Pada Orang Tidur, nyata benar peraduan dua faktor ini. Hitam dimana kepalanya hilang, sekitar jarinya tapak kakinya, nyata baik dalam konsepsi yang disugerirnya. Sedang yang lain-lain lebih jelas memberikan bentuk suatu gambar. Lompat Tinggi, hanya gambar saja. Pengemis, bagian muka saja yang cukup kuat.

Tapi yang perlu mendapat perhatian: Wanita, Telandjang, Perempuan Solo, Tjakap Pinggir Djalan.

Telandjang, biarpun belum seluruhnya telah dapat membuat perhitungan dengan mencari efek-efek yang bersifat lukisan, telah dapat nilai-nilainya dengan hanya membagi-bagi hitam dengan putih. Juga Tjakap Pinggir Djalan, dapat membuat perhitungan itu.

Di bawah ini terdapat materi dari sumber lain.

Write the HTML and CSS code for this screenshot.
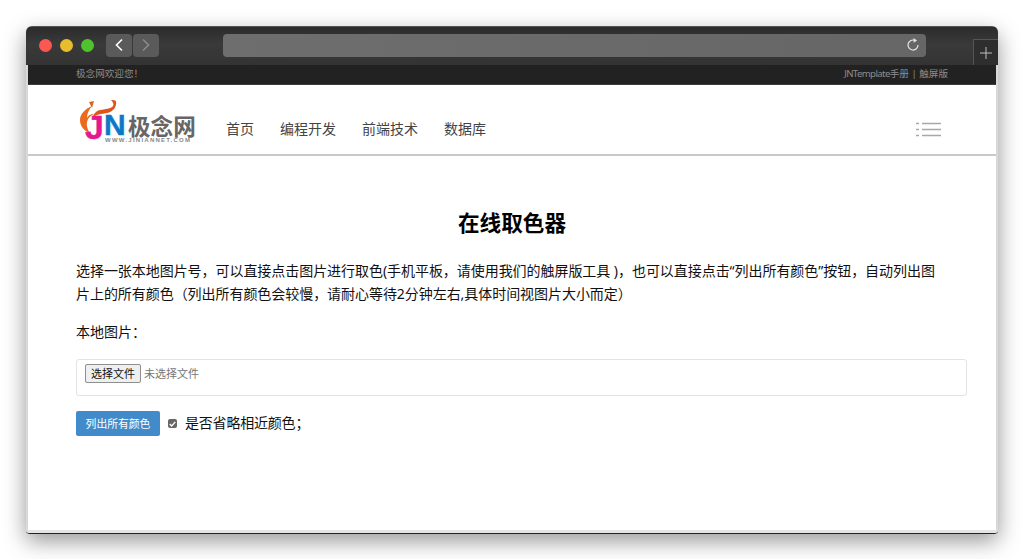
FILE: index.html
```html
<!DOCTYPE html>
<html lang="zh-CN">
<head>
<meta charset="utf-8">
<title>在线取色器</title>
<link rel="stylesheet" href="styles.css">
</head>
<body>
<div class="window">
  <div class="titlebar">
    <div class="lights">
      <span class="light red"></span>
      <span class="light yellow"></span>
      <span class="light green"></span>
    </div>
    <div class="navbtns">
      <span class="navbtn"><svg width="10" height="14" viewBox="0 0 10 14"><path d="M8 1.5 2.5 7 8 12.5" fill="none" stroke="#fff" stroke-width="1.6"/></svg></span>
      <span class="navbtn"><svg width="10" height="14" viewBox="0 0 10 14"><path d="M2 1.5 7.5 7 2 12.5" fill="none" stroke="#8a8a8a" stroke-width="1.6"/></svg></span>
    </div>
    <div class="urlbar">
      <svg width="14" height="14" viewBox="0 0 14 14"><path d="M8.6 2.3A5 5 0 1 0 12 7" fill="none" stroke="#e6e6e6" stroke-width="1.2"/><path d="M7.6 0 11 2.4 7.6 4.8z" fill="#e6e6e6"/></svg>
    </div>
    <div class="newtab"><svg width="12" height="12" viewBox="0 0 12 12"><path d="M6 0v12M0 6h12" stroke="#bdbdbd" stroke-width="1"/></svg></div>
  </div>
  <div class="viewport">
    <div class="topbar">
      <span>极念网欢迎您！</span>
      <span><span class="brand">JNTemplate</span>手册 | 触屏版</span>
    </div>
    <header class="header">
      <div class="logo">
        <svg class="flame" width="38" height="38" viewBox="0 0 38 38">
          <path d="M12 6C5 9 0 14 0 20c0 7 5 11 10 14-2-4-4-8-3-12 1-4 3-6 7-8-4 0-6 2-7 4 0-5 2-8 5-12z" fill="#ea6a1e"/>
          <path d="M13 18c2-4 9-4 14-5 6-1 10-6 9-12-1-1-3-1-5-1 2 2 3 4 2 6-2 3-8 3-13 4-4 1-7 4-7 8z" fill="#e0561a"/>
          <path d="M9 2l3 6 2-7z" fill="#d9641f"/>
        </svg>
        <span class="logo-j">J</span><span class="logo-n">N</span><span class="logo-cn">极念网</span>
        <span class="logo-url">WWW.JINIANNET.COM</span>
      </div>
      <nav class="nav">
        <a>首页</a><a>编程开发</a><a>前端技术</a><a>数据库</a>
      </nav>
      <svg class="menu" width="25" height="15" viewBox="0 0 25 15">
        <path d="M0 1.5h3M6 1.5h19M0 7.5h3M6 7.5h19M0 13.5h3M6 13.5h19" stroke="#a8a8a8" stroke-width="1.4"/>
      </svg>
    </header>
    <main class="content">
      <h1 class="title">在线取色器</h1>
      <p class="intro">选择一张本地图片号，可以直接点击图片进行取色(手机平板，请使用我们的触屏版工具 )，也可以直接点击“列出所有颜色”按钮，自动列出图片上的所有颜色（列出所有颜色会较慢，请耐心等待2分钟左右,具体时间视图片大小而定）</p>
      <div class="label">本地图片：</div>
      <div class="filebox">
        <span class="filebtn">选择文件</span><span class="filename">未选择文件</span>
      </div>
      <div class="actions">
        <span class="btn">列出所有颜色</span>
        <span class="check"><svg width="7" height="6" viewBox="0 0 7 6"><path d="M.7 3 2.7 5 6.3.8" fill="none" stroke="#fff" stroke-width="1.3"/></svg></span>
        <span class="checktext">是否省略相近颜色；</span>
      </div>
    </main>
  </div>
</div>
</body>
</html>
```

FILE: styles.css
```css
* { box-sizing: border-box; }
html, body { margin: 0; height: 100%; overflow: hidden; background: #fff; }
body {
  padding: 26px;
  font-family: "Noto Sans", "Noto Sans CJK SC", sans-serif;
  color: #111;
}
.window {
  height: 507px;
  display: flex;
  flex-direction: column;
  border-radius: 6px 6px 4px 4px;
  box-shadow: 0 1px 0 #222, 0 8px 22px rgba(0, 0, 0, .42);
  background: #fff;
  overflow: hidden;
}
.titlebar {
  height: 39px;
  flex: none;
  display: flex;
  align-items: center;
  background: linear-gradient(#2b2b2b, #3a3a3a 45%, #333);
  border-top: 1px solid #555;
  padding: 0 0 2px 13px;
}
.lights { display: flex; gap: 8px; margin-top: 1px; }
.light { width: 13px; height: 13px; border-radius: 50%; }
.red { background: #f95952; }
.yellow { background: #e8bd2b; }
.green { background: #4fc32e; }
.navbtns { display: flex; gap: 1px; margin-left: 12px; }
.navbtn {
  width: 26px; height: 23px;
  display: flex; align-items: center; justify-content: center;
  background: #5a5a5a;
  border-radius: 4px;
}
.urlbar {
  width: 703px; height: 23px;
  margin-left: 64px;
  display: flex; align-items: center; justify-content: flex-end;
  padding-right: 6px;
  background: linear-gradient(90deg, #6e6e6e, #666);
  border-radius: 4px;
}
.newtab {
  width: 25px; height: 26px;
  margin-left: auto;
  margin-bottom: -2px;
  align-self: flex-end;
  display: flex; align-items: center; justify-content: center;
  background: #2e2e2e;
  border: solid #555;
  border-width: 1px 0 0 1px;
}
.viewport {
  flex: 1;
  min-height: 0;
  background: #fff;
  border: solid #d8d8d8;
  border-width: 0 2px;
  border-bottom: 3px solid #e4e4e4;
}
.topbar {
  height: 20px;
  background: #222;
  border-bottom: 1px solid #3c3c3c;
  color: #8c8c8c;
  font-size: 9.6px;
  display: flex;
  justify-content: space-between;
  align-items: center;
  padding: 0 48px 4px;
}
.brand { letter-spacing: -.6px; }
.header {
  height: 71px;
  display: flex;
  align-items: flex-start;
  padding: 0 55px 0 52px;
  border-bottom: 2px solid #c8c8c8;
}
.logo {
  position: relative;
  width: 118px;
  height: 44px;
  flex: none;
  margin-top: 15px;
  font-family: "Liberation Sans", sans-serif;
}
.flame { position: absolute; left: 0; top: 0; }
.logo-j, .logo-n {
  position: absolute;
  font-weight: 700;
  -webkit-text-stroke: .4px currentColor;
}
.logo-j { left: 5px; top: 10px; font-size: 34px; line-height: 34px; color: #e5198f; }
.logo-n { left: 24px; top: 13px; font-size: 30px; line-height: 24px; color: #0c78c6; }
.logo-cn {
  position: absolute;
  left: 48px;
  top: 16px;
  font-family: "Noto Sans CJK SC", sans-serif;
  font-size: 22.6px;
  line-height: 20px;
  font-weight: 700;
  color: #666;
}
.logo-url {
  position: absolute;
  left: 25px;
  top: 37px;
  font-size: 6px;
  line-height: 6px;
  letter-spacing: 1.25px;
  font-weight: 700;
  color: #888;
  white-space: nowrap;
}
.nav { display: flex; gap: 26px; margin: 32px 0 0 28px; }
.nav a { font-size: 14px; line-height: 24px; color: #444; }
.menu { margin: 37px 0 0 auto; }
.content { padding: 0 29px 0 48px; }
.title {
  margin: 0 0 0 -19px;
  padding-top: 52px;
  text-align: center;
  font-size: 21.6px;
  line-height: 30px;
  font-weight: 700;
  color: #000;
}
.intro {
  margin: 21px 0 0;
  width: 864px;
  font-size: 14px;
  line-height: 23px;
  letter-spacing: -.05px;
}
.label { margin-top: 15px; font-size: 14px; line-height: 23px; }
.filebox {
  margin-top: 16px;
  height: 37px;
  padding: 4px 8px;
  display: flex;
  align-items: flex-start;
  border: 1px solid #e3e3e3;
  border-radius: 3px;
}
.filebtn {
  height: 19px;
  padding: 0 5px;
  font-size: 11px;
  line-height: 17px;
  color: #111;
  background: #efefef;
  border: 1px solid #8f8f8f;
  border-radius: 2px;
}
.filename { margin-left: 3px; font-size: 11px; line-height: 19px; color: #757575; }
.actions { margin-top: 15px; display: flex; align-items: center; }
.btn {
  width: 84px; height: 25px;
  text-align: center;
  font-size: 10.8px;
  line-height: 25px;
  color: #fff;
  background: #428bca;
  border-radius: 2px;
}
.check {
  width: 9px; height: 9px;
  margin-left: 8px;
  display: flex; align-items: center; justify-content: center;
  background: #666;
  border-radius: 2px;
}
.checktext { margin: 0 0 3px 8px; font-size: 14px; letter-spacing: -.2px; color: #111; }
```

Pada Wanita dan Perempuan Solo, Mochtar Apin dapat memberikan dan menyimpan ketenangan keseluruhan yang liuk lampai (lenig en soepel) biarpun alat-alatnya memaksanya kejang, tegang, dan persis (zuiver).

“Pantjaran Pertama” ini baru pancangan, yang menunjukkan tempat dimana harus mendirikan. Mudah-mudahan pelukis pemahat inii dapat menghidupkan terus apa yang dikehendakinya dan pun juga dapat menyelesaikan kehidupan itu.